Em 2018, a NAACP (National Association for the Advancement of Colored People), tradicional organização do movimento negro dos EUA, anunciou o lançamento do NAACP Minority Empowerment Exchange Traded Fund, que classifica as empresas com base em seu compromisso com a diversidade e a inclusão, exigindo investimento socialmente consciente focado no antirracismo.

No Brasil, a pressão dos movimentos sociais pela constituição de ambientes de trabalho digno é antiga e, na atualidade, continua a crescer com pressões que focalizam grandes corporações e investidores, organizações públicas e da sociedade civil. Em resposta, iniciativas vêm se constituindo nesse campo, dentre elas o Pacto de Promoção da Equidade Racial e o Mover - Movimento pela Equidade Racial.

Em 2007, vivenciamos uma experiência que poderia ser classificada atualmente como a primeira auditoria de equidade racial no Brasil, em um setor emblemático e complexo que é o bancário. O Ceert realizou esse trabalho, após licitação, como consultoria técnica.

Esse processo teve início em 2003, quando, provocado por organizações do movimento negro e sindical, o Ministério Público do Trabalho ajuizou ações civis públicas contra os cinco maiores bancos privados com atuação nacional, por discriminação contra negros e mulheres, pleiteando que adotassem políticas de promoção da igualdade racial e de gênero.

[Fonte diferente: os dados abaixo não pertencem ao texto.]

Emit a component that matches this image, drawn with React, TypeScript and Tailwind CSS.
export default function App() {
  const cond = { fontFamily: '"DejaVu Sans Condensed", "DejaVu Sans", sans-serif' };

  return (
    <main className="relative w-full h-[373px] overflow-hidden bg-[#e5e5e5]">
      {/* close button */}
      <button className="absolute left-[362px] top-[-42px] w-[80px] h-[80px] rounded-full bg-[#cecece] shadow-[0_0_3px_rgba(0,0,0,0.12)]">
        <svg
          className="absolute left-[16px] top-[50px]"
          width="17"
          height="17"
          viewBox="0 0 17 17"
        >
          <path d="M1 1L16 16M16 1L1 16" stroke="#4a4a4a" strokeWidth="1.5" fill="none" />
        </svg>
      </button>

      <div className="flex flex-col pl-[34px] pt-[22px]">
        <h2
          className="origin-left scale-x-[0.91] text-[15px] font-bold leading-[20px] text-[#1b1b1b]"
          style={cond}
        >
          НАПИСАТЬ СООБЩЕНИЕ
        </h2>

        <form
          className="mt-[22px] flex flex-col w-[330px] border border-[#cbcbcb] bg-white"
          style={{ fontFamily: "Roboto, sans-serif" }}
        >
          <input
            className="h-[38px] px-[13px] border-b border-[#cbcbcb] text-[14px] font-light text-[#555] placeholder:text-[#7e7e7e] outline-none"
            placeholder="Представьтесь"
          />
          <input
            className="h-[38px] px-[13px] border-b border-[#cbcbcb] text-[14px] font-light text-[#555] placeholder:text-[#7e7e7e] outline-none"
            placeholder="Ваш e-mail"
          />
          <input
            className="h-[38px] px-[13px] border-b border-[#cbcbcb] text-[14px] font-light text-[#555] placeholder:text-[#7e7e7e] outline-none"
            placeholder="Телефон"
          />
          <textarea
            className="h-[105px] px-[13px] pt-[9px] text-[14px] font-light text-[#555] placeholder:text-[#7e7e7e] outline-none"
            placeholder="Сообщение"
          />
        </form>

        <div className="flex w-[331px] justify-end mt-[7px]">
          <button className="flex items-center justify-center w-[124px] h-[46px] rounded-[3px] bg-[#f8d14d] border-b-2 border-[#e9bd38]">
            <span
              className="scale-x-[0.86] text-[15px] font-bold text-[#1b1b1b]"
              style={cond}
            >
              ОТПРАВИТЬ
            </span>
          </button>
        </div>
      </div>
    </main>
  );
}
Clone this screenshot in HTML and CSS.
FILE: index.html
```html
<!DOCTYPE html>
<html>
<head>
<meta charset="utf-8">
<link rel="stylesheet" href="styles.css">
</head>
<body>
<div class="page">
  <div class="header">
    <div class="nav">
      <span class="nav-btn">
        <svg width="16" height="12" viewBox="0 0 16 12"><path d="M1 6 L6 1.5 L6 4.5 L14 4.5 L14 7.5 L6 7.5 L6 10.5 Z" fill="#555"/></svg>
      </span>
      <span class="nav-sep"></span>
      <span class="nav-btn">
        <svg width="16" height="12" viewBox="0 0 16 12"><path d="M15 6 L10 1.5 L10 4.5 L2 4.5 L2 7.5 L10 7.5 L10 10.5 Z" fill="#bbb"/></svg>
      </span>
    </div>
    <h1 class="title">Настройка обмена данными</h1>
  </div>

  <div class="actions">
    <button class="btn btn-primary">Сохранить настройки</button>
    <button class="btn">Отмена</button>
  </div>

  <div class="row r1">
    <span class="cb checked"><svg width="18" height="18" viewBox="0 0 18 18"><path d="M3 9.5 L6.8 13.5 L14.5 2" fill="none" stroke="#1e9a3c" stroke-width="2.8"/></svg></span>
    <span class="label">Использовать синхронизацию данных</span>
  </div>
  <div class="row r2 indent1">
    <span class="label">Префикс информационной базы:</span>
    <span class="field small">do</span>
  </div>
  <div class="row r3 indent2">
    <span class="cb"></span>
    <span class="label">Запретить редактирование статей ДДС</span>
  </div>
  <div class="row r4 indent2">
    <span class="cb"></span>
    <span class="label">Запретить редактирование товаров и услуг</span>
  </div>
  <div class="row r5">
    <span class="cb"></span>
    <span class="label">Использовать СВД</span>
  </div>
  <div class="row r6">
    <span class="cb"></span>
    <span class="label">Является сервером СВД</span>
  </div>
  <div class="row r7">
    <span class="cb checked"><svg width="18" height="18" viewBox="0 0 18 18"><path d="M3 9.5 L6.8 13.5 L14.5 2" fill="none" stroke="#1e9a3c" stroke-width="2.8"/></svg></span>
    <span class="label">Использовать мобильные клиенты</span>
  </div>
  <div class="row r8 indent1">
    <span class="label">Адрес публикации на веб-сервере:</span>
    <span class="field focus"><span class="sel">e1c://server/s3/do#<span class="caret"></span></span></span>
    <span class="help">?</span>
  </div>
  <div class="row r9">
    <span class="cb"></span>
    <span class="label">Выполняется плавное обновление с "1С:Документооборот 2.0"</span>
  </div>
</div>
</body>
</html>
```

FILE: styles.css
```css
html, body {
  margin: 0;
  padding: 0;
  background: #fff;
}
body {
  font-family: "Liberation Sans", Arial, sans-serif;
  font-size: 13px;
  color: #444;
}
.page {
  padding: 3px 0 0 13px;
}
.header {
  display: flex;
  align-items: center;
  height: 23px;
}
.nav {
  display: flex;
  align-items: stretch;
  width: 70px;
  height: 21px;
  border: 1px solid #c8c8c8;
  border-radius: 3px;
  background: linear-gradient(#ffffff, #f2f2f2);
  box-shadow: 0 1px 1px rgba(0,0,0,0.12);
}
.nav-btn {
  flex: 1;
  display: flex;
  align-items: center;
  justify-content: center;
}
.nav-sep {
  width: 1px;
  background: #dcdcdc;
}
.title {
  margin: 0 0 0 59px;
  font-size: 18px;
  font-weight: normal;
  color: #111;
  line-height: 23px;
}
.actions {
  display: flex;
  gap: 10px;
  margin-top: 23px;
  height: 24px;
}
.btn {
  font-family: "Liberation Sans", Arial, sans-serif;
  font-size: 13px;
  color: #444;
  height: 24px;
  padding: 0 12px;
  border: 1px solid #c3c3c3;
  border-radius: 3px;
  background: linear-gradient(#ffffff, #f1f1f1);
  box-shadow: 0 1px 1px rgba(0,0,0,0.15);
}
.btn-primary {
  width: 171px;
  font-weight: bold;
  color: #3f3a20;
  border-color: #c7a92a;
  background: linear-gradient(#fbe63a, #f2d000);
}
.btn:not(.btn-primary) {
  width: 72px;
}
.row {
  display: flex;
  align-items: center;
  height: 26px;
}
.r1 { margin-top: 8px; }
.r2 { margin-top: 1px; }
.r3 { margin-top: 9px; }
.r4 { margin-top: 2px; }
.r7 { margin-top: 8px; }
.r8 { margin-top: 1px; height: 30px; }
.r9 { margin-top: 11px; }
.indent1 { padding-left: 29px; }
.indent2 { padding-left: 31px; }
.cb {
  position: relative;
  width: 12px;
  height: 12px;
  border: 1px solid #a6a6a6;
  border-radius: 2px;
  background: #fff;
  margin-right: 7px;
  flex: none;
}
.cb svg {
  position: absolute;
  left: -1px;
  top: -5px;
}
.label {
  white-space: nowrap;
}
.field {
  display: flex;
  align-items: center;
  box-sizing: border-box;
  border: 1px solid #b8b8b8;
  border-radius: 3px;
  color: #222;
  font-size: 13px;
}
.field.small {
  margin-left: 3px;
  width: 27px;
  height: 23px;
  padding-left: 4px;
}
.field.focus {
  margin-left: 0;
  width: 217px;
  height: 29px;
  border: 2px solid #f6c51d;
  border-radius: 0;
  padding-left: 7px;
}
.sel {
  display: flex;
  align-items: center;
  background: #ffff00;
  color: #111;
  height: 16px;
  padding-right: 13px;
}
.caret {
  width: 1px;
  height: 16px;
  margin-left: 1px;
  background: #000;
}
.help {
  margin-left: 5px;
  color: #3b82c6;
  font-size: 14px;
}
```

Já na Convenção Coletiva de Trabalho 2000/2001, o tema "Igualdade de Oportunidades" havia sido inserido nas negociações coletivas.

Em decorrência dessas iniciativas, foi realizado, em 2008, o Censo de Diversidade e Equidade do Ceert, envolvendo aproximadamente 400 mil funcionários no território nacional; foram sistematizadas boas práticas promovidas pelos bancos; além disso, foi realizada pesquisa qualitativa com as áreas de recursos humanos dos bancos e elaborado um plano de ação para implementação do programa "Valorização da Diversidade", para o segmento.

O processo foi uma construção compartilhada e acompanhada pela Contraf (Confederação Nacional dos Trabalhadores do Sistema Financeiro), pelo MPT (Ministério Público do Trabalho), pela Comissão de Direitos Humanos e Minorias da Câmara dos Deputados e por organizações da sociedade civil, entre outras instituições. Ou seja, instituições fortes, movimentos sociais vivos e órgãos de articulação e representação de trabalhadores são fundamentais na constituição desses processos.

Ainda nessa trajetória iniciada em 2007, dois outros censos foram realizados posteriormente atendendo a cláusulas da Convenção Coletiva de Trabalho (2012/2013), um em 2013, e outro em 2018.

Análises independentes, objetivas e holísticas das políticas, práticas, produtos, serviços e esforços de uma organização para combater o racismo sistêmico são desafios complexos que exigem metodologia quantitativa e qualitativa, com visitas a registros históricos e comparação do desempenho da organização com a de seus pares.

E é fundamental o compartilhamento público dos resultados da auditoria. Só assim poderemos lidar efetivamente com a injustiça e a desigualdade econômica.

Ainda há muito a construir nessa estrada, mas trata-se, inequivocamente, de um caminho sem volta.